Leave out every picture, then transcribe the rest of the listing exactly.
** START Data entries **
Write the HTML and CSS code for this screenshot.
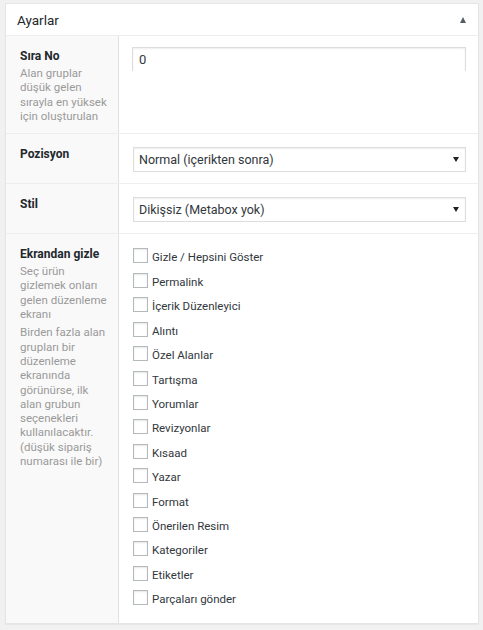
FILE: index.html
```html
<!DOCTYPE html>
<html lang="tr">
<head>
    <meta charset="UTF-8">
    <meta name="viewport" content="width=device-width, initial-scale=1.0">
    <title>Ayarlar</title>
    <link rel="stylesheet" href="styles.css">
</head>
<body>
    <div class="postbox">
        <div class="hndle">
            <span>Ayarlar</span>
            <span class="toggle"></span>
        </div>

        <div class="inside">
            <!-- Sıra No -->
            <div class="field">
                <div class="field-label">
                    <label>Sıra No</label>
                    <p class="desc">Alan gruplar düşük gelen sırayla en yüksek için oluşturulan</p>
                </div>
                <div class="field-input">
                    <input type="text" class="text-input" value="0">
                </div>
            </div>

            <!-- Pozisyon -->
            <div class="field">
                <div class="field-label">
                    <label>Pozisyon</label>
                </div>
                <div class="field-input">
                    <div class="select-wrap">
                        <select>
                            <option>Normal (içerikten sonra)</option>
                            <option>Yüksek (başlıktan sonra)</option>
                            <option>Yan</option>
                        </select>
                    </div>
                </div>
            </div>

            <!-- Stil -->
            <div class="field">
                <div class="field-label">
                    <label>Stil</label>
                </div>
                <div class="field-input">
                    <div class="select-wrap">
                        <select>
                            <option>Dikişsiz (Metabox yok)</option>
                            <option>Standart (WP metabox)</option>
                        </select>
                    </div>
                </div>
            </div>

            <!-- Ekrandan gizle -->
            <div class="field">
                <div class="field-label">
                    <label>Ekrandan gizle</label>
                    <p class="desc">Seç ürün gizlemek onları gelen düzenleme ekranı</p>
                    <p class="desc">Birden fazla alan grupları bir düzenleme ekranında görünürse, ilk alan grubun seçenekleri kullanılacaktır. (düşük sipariş numarası ile bir)</p>
                </div>
                <div class="field-input list-input">
                    <ul class="checkbox-list">
                        <li><label><input type="checkbox"> Gizle / Hepsini Göster</label></li>
                        <li><label><input type="checkbox"> Permalink</label></li>
                        <li><label><input type="checkbox"> İçerik Düzenleyici</label></li>
                        <li><label><input type="checkbox"> Alıntı</label></li>
                        <li><label><input type="checkbox"> Özel Alanlar</label></li>
                        <li><label><input type="checkbox"> Tartışma</label></li>
                        <li><label><input type="checkbox"> Yorumlar</label></li>
                        <li><label><input type="checkbox"> Revizyonlar</label></li>
                        <li><label><input type="checkbox"> Kısaad</label></li>
                        <li><label><input type="checkbox"> Yazar</label></li>
                        <li><label><input type="checkbox"> Format</label></li>
                        <li><label><input type="checkbox"> Önerilen Resim</label></li>
                        <li><label><input type="checkbox"> Kategoriler</label></li>
                        <li><label><input type="checkbox"> Etiketler</label></li>
                        <li><label><input type="checkbox"> Parçaları gönder</label></li>
                    </ul>
                </div>
            </div>
        </div>
    </div>
</body>
</html>
```

FILE: styles.css
```css
body{
    margin: 0;
    padding: 3px 4px 6px 5px;
    background: #f1f1f1;
    font-family: Roboto, "Open Sans", sans-serif;
    color: #32373c;
}
.postbox{
    background: #fff;
    border: 1px solid #e5e5e5;
    box-shadow: 0 1px 1px rgba(0,0,0,.04);
}
.hndle{
    height: 31px;
    display: flex;
    align-items: center;
    justify-content: space-between;
    padding: 0 12px 0 11px;
    border-bottom: 1px solid #eee;
    font-size: 13.5px;
    color: #23282d;
}
/* small up arrow on the right of the header */
.toggle{
    width: 0;
    height: 0;
    border-left: 3.5px solid transparent;
    border-right: 3.5px solid transparent;
    border-bottom: 6px solid #555d66;
    margin-top: 1px;
}
.field{
    display: flex;
    border-top: 1px solid #eee;
}
.field:first-child{
    border-top: none;
}
.field-label{
    width: 90px;
    flex-shrink: 0;
    padding: 10px 8px 10px 14px;
    background: #f9f9f9;
    border-right: 1px solid #e1e1e1;
}
.field-label label{
    display: block;
    font-size: 12px;
    font-weight: 700;
    line-height: 20px;
    color: #23282d;
}
.desc{
    margin: 0;
    font-size: 11.5px;
    line-height: 14.3px;
    color: #999;
}
.desc + .desc{
    margin-top: 4px;
}
.field-input{
    flex: 1;
    padding: 13px 12px 11px 13px;
}
.field:first-child .field-input{
    padding-top: 11px;
}
.field-input.list-input{
    padding-top: 11px;
}
.text-input{
    box-sizing: border-box;
    width: 100%;
    height: 24px;
    margin: 0;
    padding: 0 6px;
    border: 1px solid #ddd;
    border-bottom: 0;
    box-shadow: inset 0 1px 2px rgba(0,0,0,.07);
    font-family: inherit;
    font-size: 13px;
    color: #32373c;
    outline: none;
}
.select-wrap{
    position: relative;
    margin-left: 1px;
}
.select-wrap select{
    box-sizing: border-box;
    width: 100%;
    height: 25px;
    margin: 0;
    padding: 0 24px 0 5px;
    border: 1px solid #ddd;
    border-radius: 0;
    background: #fff;
    box-shadow: inset 0 1px 2px rgba(0,0,0,.07);
    -webkit-appearance: none;
    appearance: none;
    font-family: inherit;
    font-size: 12.5px;
    color: #32373c;
}
/* dropdown arrow drawn over the select */
.select-wrap::after{
    content: "";
    position: absolute;
    right: 7px;
    top: 10px;
    border-left: 3.5px solid transparent;
    border-right: 3.5px solid transparent;
    border-top: 5px solid #222;
    pointer-events: none;
}
.checkbox-list{
    list-style: none;
    margin: 0;
    padding: 0;
}
.checkbox-list li{
    height: 24.43px;
    font-size: 11.5px;
    color: #32373c;
}
.checkbox-list label{
    display: flex;
    align-items: center;
    height: 100%;
}
.checkbox-list input{
    -webkit-appearance: none;
    appearance: none;
    box-sizing: border-box;
    width: 15px;
    height: 15px;
    margin: -3px 4px 0 1px;
    border: 1px solid #b4b9be;
    background: #fff;
    box-shadow: inset 0 1px 2px rgba(0,0,0,.1);
}
```
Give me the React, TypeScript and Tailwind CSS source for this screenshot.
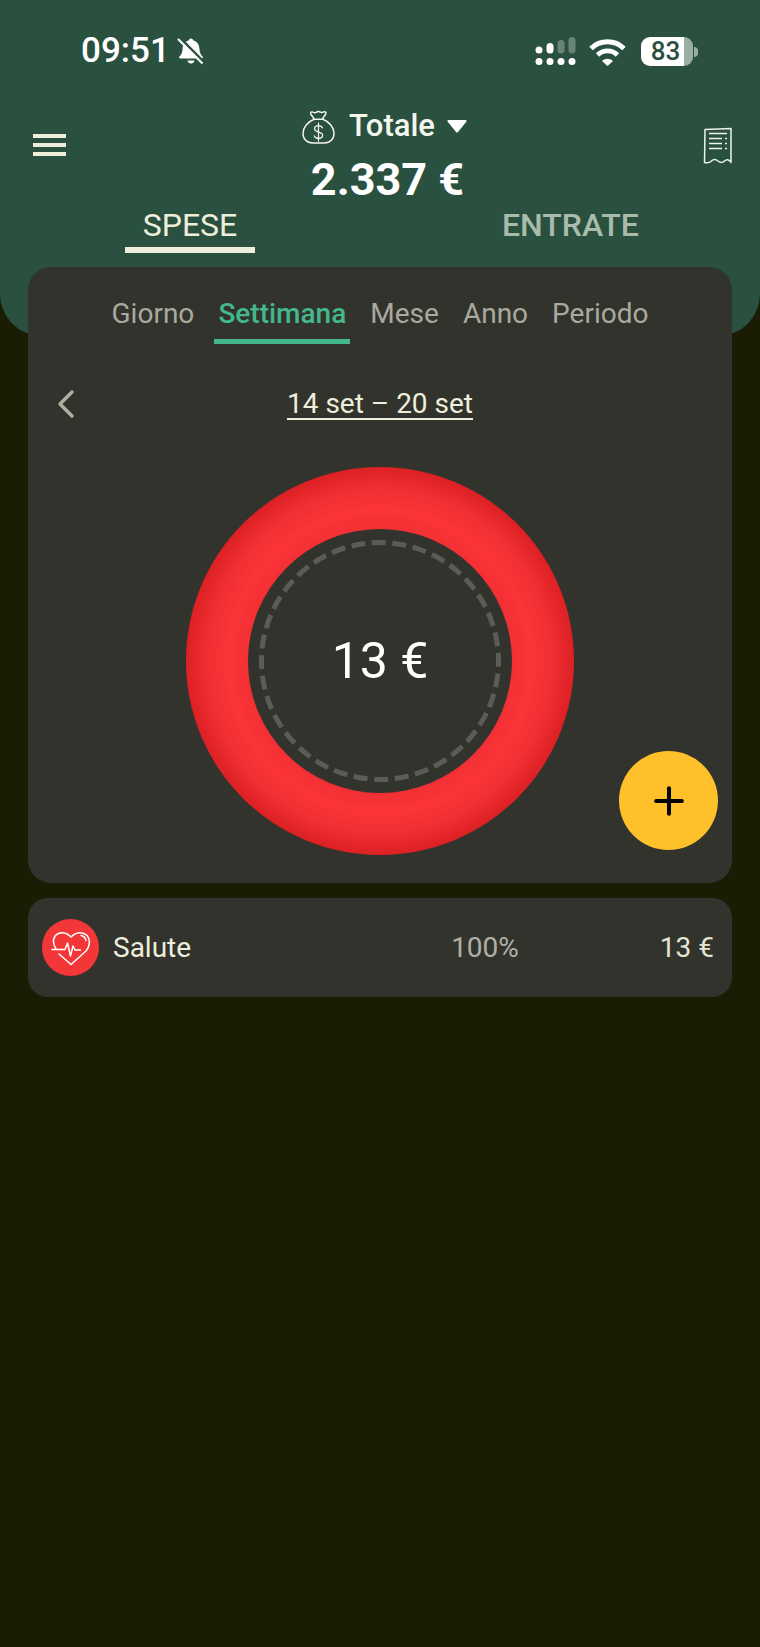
** END Data entries **
Result of the task:
Write the HTML and CSS code for this screenshot.
FILE: index.html
```html
<!DOCTYPE html>
<html lang="tr">
<head>
    <meta charset="UTF-8">
    <meta name="viewport" content="width=device-width, initial-scale=1.0">
    <title>Ayarlar</title>
    <link rel="stylesheet" href="styles.css">
</head>
<body>
    <div class="postbox">
        <div class="hndle">
            <span>Ayarlar</span>
            <span class="toggle"></span>
        </div>

        <div class="inside">
            <!-- Sıra No -->
            <div class="field">
                <div class="field-label">
                    <label>Sıra No</label>
                    <p class="desc">Alan gruplar düşük gelen sırayla en yüksek için oluşturulan</p>
                </div>
                <div class="field-input">
                    <input type="text" class="text-input" value="0">
                </div>
            </div>

            <!-- Pozisyon -->
            <div class="field">
                <div class="field-label">
                    <label>Pozisyon</label>
                </div>
                <div class="field-input">
                    <div class="select-wrap">
                        <select>
                            <option>Normal (içerikten sonra)</option>
                            <option>Yüksek (başlıktan sonra)</option>
                            <option>Yan</option>
                        </select>
                    </div>
                </div>
            </div>

            <!-- Stil -->
            <div class="field">
                <div class="field-label">
                    <label>Stil</label>
                </div>
                <div class="field-input">
                    <div class="select-wrap">
                        <select>
                            <option>Dikişsiz (Metabox yok)</option>
                            <option>Standart (WP metabox)</option>
                        </select>
                    </div>
                </div>
            </div>

            <!-- Ekrandan gizle -->
            <div class="field">
                <div class="field-label">
                    <label>Ekrandan gizle</label>
                    <p class="desc">Seç ürün gizlemek onları gelen düzenleme ekranı</p>
                    <p class="desc">Birden fazla alan grupları bir düzenleme ekranında görünürse, ilk alan grubun seçenekleri kullanılacaktır. (düşük sipariş numarası ile bir)</p>
                </div>
                <div class="field-input list-input">
                    <ul class="checkbox-list">
                        <li><label><input type="checkbox"> Gizle / Hepsini Göster</label></li>
                        <li><label><input type="checkbox"> Permalink</label></li>
                        <li><label><input type="checkbox"> İçerik Düzenleyici</label></li>
                        <li><label><input type="checkbox"> Alıntı</label></li>
                        <li><label><input type="checkbox"> Özel Alanlar</label></li>
                        <li><label><input type="checkbox"> Tartışma</label></li>
                        <li><label><input type="checkbox"> Yorumlar</label></li>
                        <li><label><input type="checkbox"> Revizyonlar</label></li>
                        <li><label><input type="checkbox"> Kısaad</label></li>
                        <li><label><input type="checkbox"> Yazar</label></li>
                        <li><label><input type="checkbox"> Format</label></li>
                        <li><label><input type="checkbox"> Önerilen Resim</label></li>
                        <li><label><input type="checkbox"> Kategoriler</label></li>
                        <li><label><input type="checkbox"> Etiketler</label></li>
                        <li><label><input type="checkbox"> Parçaları gönder</label></li>
                    </ul>
                </div>
            </div>
        </div>
    </div>
</body>
</html>
```

FILE: styles.css
```css
body{
    margin: 0;
    padding: 3px 4px 6px 5px;
    background: #f1f1f1;
    font-family: Roboto, "Open Sans", sans-serif;
    color: #32373c;
}
.postbox{
    background: #fff;
    border: 1px solid #e5e5e5;
    box-shadow: 0 1px 1px rgba(0,0,0,.04);
}
.hndle{
    height: 31px;
    display: flex;
    align-items: center;
    justify-content: space-between;
    padding: 0 12px 0 11px;
    border-bottom: 1px solid #eee;
    font-size: 13.5px;
    color: #23282d;
}
/* small up arrow on the right of the header */
.toggle{
    width: 0;
    height: 0;
    border-left: 3.5px solid transparent;
    border-right: 3.5px solid transparent;
    border-bottom: 6px solid #555d66;
    margin-top: 1px;
}
.field{
    display: flex;
    border-top: 1px solid #eee;
}
.field:first-child{
    border-top: none;
}
.field-label{
    width: 90px;
    flex-shrink: 0;
    padding: 10px 8px 10px 14px;
    background: #f9f9f9;
    border-right: 1px solid #e1e1e1;
}
.field-label label{
    display: block;
    font-size: 12px;
    font-weight: 700;
    line-height: 20px;
    color: #23282d;
}
.desc{
    margin: 0;
    font-size: 11.5px;
    line-height: 14.3px;
    color: #999;
}
.desc + .desc{
    margin-top: 4px;
}
.field-input{
    flex: 1;
    padding: 13px 12px 11px 13px;
}
.field:first-child .field-input{
    padding-top: 11px;
}
.field-input.list-input{
    padding-top: 11px;
}
.text-input{
    box-sizing: border-box;
    width: 100%;
    height: 24px;
    margin: 0;
    padding: 0 6px;
    border: 1px solid #ddd;
    border-bottom: 0;
    box-shadow: inset 0 1px 2px rgba(0,0,0,.07);
    font-family: inherit;
    font-size: 13px;
    color: #32373c;
    outline: none;
}
.select-wrap{
    position: relative;
    margin-left: 1px;
}
.select-wrap select{
    box-sizing: border-box;
    width: 100%;
    height: 25px;
    margin: 0;
    padding: 0 24px 0 5px;
    border: 1px solid #ddd;
    border-radius: 0;
    background: #fff;
    box-shadow: inset 0 1px 2px rgba(0,0,0,.07);
    -webkit-appearance: none;
    appearance: none;
    font-family: inherit;
    font-size: 12.5px;
    color: #32373c;
}
/* dropdown arrow drawn over the select */
.select-wrap::after{
    content: "";
    position: absolute;
    right: 7px;
    top: 10px;
    border-left: 3.5px solid transparent;
    border-right: 3.5px solid transparent;
    border-top: 5px solid #222;
    pointer-events: none;
}
.checkbox-list{
    list-style: none;
    margin: 0;
    padding: 0;
}
.checkbox-list li{
    height: 24.43px;
    font-size: 11.5px;
    color: #32373c;
}
.checkbox-list label{
    display: flex;
    align-items: center;
    height: 100%;
}
.checkbox-list input{
    -webkit-appearance: none;
    appearance: none;
    box-sizing: border-box;
    width: 15px;
    height: 15px;
    margin: -3px 4px 0 1px;
    border: 1px solid #b4b9be;
    background: #fff;
    box-shadow: inset 0 1px 2px rgba(0,0,0,.1);
}
```
Give me the React, TypeScript and Tailwind CSS source for this screenshot.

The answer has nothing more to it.